-- Start Data section --

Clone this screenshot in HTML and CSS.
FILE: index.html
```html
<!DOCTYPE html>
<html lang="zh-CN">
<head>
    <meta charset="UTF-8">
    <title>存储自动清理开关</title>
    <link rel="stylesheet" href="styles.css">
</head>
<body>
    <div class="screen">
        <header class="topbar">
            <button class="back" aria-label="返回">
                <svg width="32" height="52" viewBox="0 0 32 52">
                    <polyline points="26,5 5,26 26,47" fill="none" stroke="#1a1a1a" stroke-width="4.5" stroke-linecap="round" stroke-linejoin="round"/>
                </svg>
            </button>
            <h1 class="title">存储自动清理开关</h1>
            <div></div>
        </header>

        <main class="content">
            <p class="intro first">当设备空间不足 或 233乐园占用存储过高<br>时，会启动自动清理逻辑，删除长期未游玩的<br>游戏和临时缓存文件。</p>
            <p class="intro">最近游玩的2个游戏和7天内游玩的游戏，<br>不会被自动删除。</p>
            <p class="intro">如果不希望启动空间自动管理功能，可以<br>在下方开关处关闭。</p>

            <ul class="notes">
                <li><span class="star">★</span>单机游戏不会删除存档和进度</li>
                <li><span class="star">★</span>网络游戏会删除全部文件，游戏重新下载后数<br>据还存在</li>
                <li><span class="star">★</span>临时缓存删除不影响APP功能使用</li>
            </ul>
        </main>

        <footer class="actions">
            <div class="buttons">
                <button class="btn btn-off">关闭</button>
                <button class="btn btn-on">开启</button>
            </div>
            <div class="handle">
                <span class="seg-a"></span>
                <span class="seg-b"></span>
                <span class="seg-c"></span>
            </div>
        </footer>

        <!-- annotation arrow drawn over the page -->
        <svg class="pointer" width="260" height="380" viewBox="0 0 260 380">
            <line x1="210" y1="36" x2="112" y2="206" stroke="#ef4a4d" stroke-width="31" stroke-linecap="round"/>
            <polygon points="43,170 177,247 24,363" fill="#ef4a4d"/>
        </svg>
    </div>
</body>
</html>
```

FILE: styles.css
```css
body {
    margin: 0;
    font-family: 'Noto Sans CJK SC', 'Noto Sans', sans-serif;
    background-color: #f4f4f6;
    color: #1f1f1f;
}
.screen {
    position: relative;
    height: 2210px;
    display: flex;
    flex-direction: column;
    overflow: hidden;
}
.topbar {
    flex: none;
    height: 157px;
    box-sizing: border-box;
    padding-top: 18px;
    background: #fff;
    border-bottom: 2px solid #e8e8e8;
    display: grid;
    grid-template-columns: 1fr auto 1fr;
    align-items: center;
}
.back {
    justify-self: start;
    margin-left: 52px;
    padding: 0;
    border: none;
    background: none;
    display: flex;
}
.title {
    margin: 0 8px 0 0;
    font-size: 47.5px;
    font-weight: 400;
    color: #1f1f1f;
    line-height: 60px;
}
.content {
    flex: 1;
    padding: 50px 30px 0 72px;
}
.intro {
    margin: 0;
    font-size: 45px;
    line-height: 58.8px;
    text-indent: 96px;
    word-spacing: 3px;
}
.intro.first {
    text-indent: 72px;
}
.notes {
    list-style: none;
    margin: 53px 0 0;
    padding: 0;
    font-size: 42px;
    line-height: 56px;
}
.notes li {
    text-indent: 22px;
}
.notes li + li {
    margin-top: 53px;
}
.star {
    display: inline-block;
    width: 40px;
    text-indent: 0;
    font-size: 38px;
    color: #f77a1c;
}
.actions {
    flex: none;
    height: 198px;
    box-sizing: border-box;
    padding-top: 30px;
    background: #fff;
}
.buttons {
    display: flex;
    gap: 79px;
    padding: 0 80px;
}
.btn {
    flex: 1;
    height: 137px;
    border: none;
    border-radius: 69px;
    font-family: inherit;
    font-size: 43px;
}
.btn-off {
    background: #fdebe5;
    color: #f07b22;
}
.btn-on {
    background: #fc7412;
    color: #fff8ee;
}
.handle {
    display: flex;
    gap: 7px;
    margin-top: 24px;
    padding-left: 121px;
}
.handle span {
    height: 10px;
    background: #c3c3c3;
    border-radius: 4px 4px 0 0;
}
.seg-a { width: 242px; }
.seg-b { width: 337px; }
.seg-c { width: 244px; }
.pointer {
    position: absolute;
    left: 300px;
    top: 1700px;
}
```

-- End Data section --

What to work on: Your task is to reproduce the whole listing exactly.

Exercise answer:
Clone this screenshot in HTML and CSS.
FILE: index.html
```html
<!DOCTYPE html>
<html lang="zh-CN">
<head>
    <meta charset="UTF-8">
    <title>存储自动清理开关</title>
    <link rel="stylesheet" href="styles.css">
</head>
<body>
    <div class="screen">
        <header class="topbar">
            <button class="back" aria-label="返回">
                <svg width="32" height="52" viewBox="0 0 32 52">
                    <polyline points="26,5 5,26 26,47" fill="none" stroke="#1a1a1a" stroke-width="4.5" stroke-linecap="round" stroke-linejoin="round"/>
                </svg>
            </button>
            <h1 class="title">存储自动清理开关</h1>
            <div></div>
        </header>

        <main class="content">
            <p class="intro first">当设备空间不足 或 233乐园占用存储过高<br>时，会启动自动清理逻辑，删除长期未游玩的<br>游戏和临时缓存文件。</p>
            <p class="intro">最近游玩的2个游戏和7天内游玩的游戏，<br>不会被自动删除。</p>
            <p class="intro">如果不希望启动空间自动管理功能，可以<br>在下方开关处关闭。</p>

            <ul class="notes">
                <li><span class="star">★</span>单机游戏不会删除存档和进度</li>
                <li><span class="star">★</span>网络游戏会删除全部文件，游戏重新下载后数<br>据还存在</li>
                <li><span class="star">★</span>临时缓存删除不影响APP功能使用</li>
            </ul>
        </main>

        <footer class="actions">
            <div class="buttons">
                <button class="btn btn-off">关闭</button>
                <button class="btn btn-on">开启</button>
            </div>
            <div class="handle">
                <span class="seg-a"></span>
                <span class="seg-b"></span>
                <span class="seg-c"></span>
            </div>
        </footer>

        <!-- annotation arrow drawn over the page -->
        <svg class="pointer" width="260" height="380" viewBox="0 0 260 380">
            <line x1="210" y1="36" x2="112" y2="206" stroke="#ef4a4d" stroke-width="31" stroke-linecap="round"/>
            <polygon points="43,170 177,247 24,363" fill="#ef4a4d"/>
        </svg>
    </div>
</body>
</html>
```

FILE: styles.css
```css
body {
    margin: 0;
    font-family: 'Noto Sans CJK SC', 'Noto Sans', sans-serif;
    background-color: #f4f4f6;
    color: #1f1f1f;
}
.screen {
    position: relative;
    height: 2210px;
    display: flex;
    flex-direction: column;
    overflow: hidden;
}
.topbar {
    flex: none;
    height: 157px;
    box-sizing: border-box;
    padding-top: 18px;
    background: #fff;
    border-bottom: 2px solid #e8e8e8;
    display: grid;
    grid-template-columns: 1fr auto 1fr;
    align-items: center;
}
.back {
    justify-self: start;
    margin-left: 52px;
    padding: 0;
    border: none;
    background: none;
    display: flex;
}
.title {
    margin: 0 8px 0 0;
    font-size: 47.5px;
    font-weight: 400;
    color: #1f1f1f;
    line-height: 60px;
}
.content {
    flex: 1;
    padding: 50px 30px 0 72px;
}
.intro {
    margin: 0;
    font-size: 45px;
    line-height: 58.8px;
    text-indent: 96px;
    word-spacing: 3px;
}
.intro.first {
    text-indent: 72px;
}
.notes {
    list-style: none;
    margin: 53px 0 0;
    padding: 0;
    font-size: 42px;
    line-height: 56px;
}
.notes li {
    text-indent: 22px;
}
.notes li + li {
    margin-top: 53px;
}
.star {
    display: inline-block;
    width: 40px;
    text-indent: 0;
    font-size: 38px;
    color: #f77a1c;
}
.actions {
    flex: none;
    height: 198px;
    box-sizing: border-box;
    padding-top: 30px;
    background: #fff;
}
.buttons {
    display: flex;
    gap: 79px;
    padding: 0 80px;
}
.btn {
    flex: 1;
    height: 137px;
    border: none;
    border-radius: 69px;
    font-family: inherit;
    font-size: 43px;
}
.btn-off {
    background: #fdebe5;
    color: #f07b22;
}
.btn-on {
    background: #fc7412;
    color: #fff8ee;
}
.handle {
    display: flex;
    gap: 7px;
    margin-top: 24px;
    padding-left: 121px;
}
.handle span {
    height: 10px;
    background: #c3c3c3;
    border-radius: 4px 4px 0 0;
}
.seg-a { width: 242px; }
.seg-b { width: 337px; }
.seg-c { width: 244px; }
.pointer {
    position: absolute;
    left: 300px;
    top: 1700px;
}
```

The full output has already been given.